Was die Care Revolution ist und warum es sie braucht erfahrt ihr im herausragenden Buch Care Revolution - Schritte in eine solidarische Gesellschaft von Gabriele Winker oder in diesem kurzen Video. Eine Übersicht über Initiativen und Projekte, die sich bereits heute dem Kampf für eine bessere Care-Arbeit widmen, findet ihr auf der Homepage des Netzwerks Care Revolution oder der Interaktiven Karte mit Care-Initiativen im deutschsprachigen Raum auf der Website Wirtschaft Neu Ausrichten.

                     

Die Care-Revolution braucht jenseits von konkreten Kämpfen und Projekten im Hier und Jetzt auch Visionen und Utopien, wie Erziehung in Zukunft in einer ganz anderen Gesellschaft organisiert werden kann. Für solche Visionen und Utopien ist der Future Histories Podcast immer eine gute Adresse, wobei wir besonders die Folgen zu Sorge in der befreiten Gesellschaft mit Heide Lutosch und zu Reproduktivem Realismus in der Planungsdebatte mit Christoph Sorg empfehlen können.


Nicht nur der Blick in die Zukunft lohnt sich.
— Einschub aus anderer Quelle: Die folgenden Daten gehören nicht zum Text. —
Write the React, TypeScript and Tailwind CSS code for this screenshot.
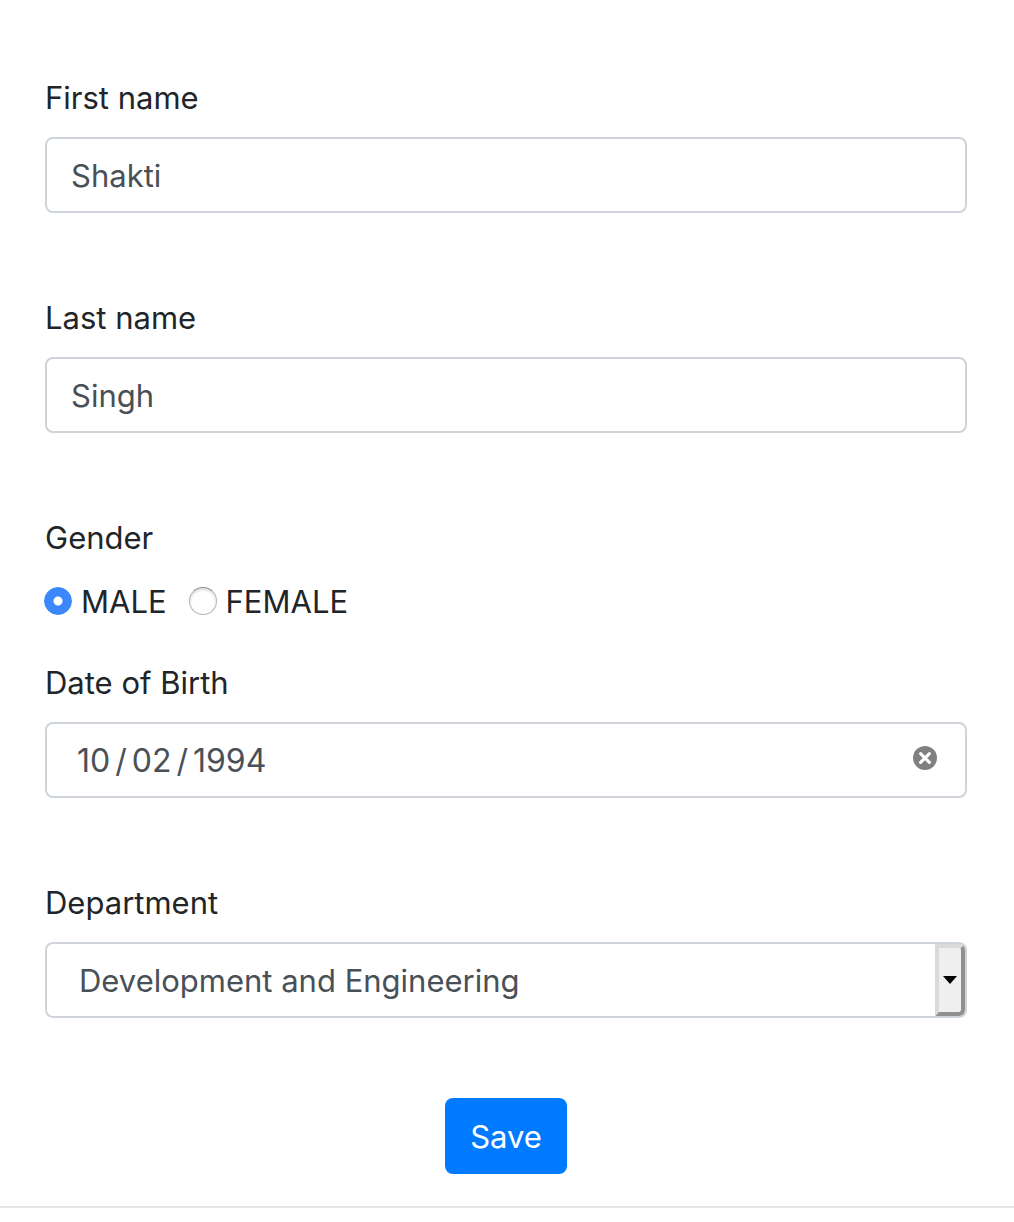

Auch in der Vergangenheit lässt sich Inspiration finden. Zum Beispiel wenn man die Kinderladenbewegung als Beispiel einer politischen Bewegung für eine bessere Kinderversorgung betrachtet. Wer sich damit beschäftigen möchte, findet hier und hier kurze Videos mit Heike Sander, einer der zentralen Protagonist:innen, die auf die Kinderladenbewegung zurückblickt. Wer sich systematischer mit der Kinderladenbewegung auseinandersetzen möchte, kann den Text Die Neue Frauenbewegung und „die Kinderfrage“: Zur Kollektivierung der Kindererziehung als Moment der Emanzipation. von Nina Göddert und Miriam Mauritz im Journal Netzwerk Frauen-und Geschlechterforschung zurate ziehen.

Wer noch besser verstehen möchte, warum Care-Arbeit (und andere Formen der sozialen Reproduktion) im Kapitalismus systematisch abgewertet wird, kann sich im Beitrag Zum Widerspruch zwischen Akkumulation und der Reproduktion von Leben von Sarah Uhlmann und Irina Herb intensiver damit befassen. Für eine Einordnung der Debatte um die Care-Arbeit in die Feministische Ökonomik empfehlen wir den Einführungstext Feministische Ökonomik auf Exploring Economics.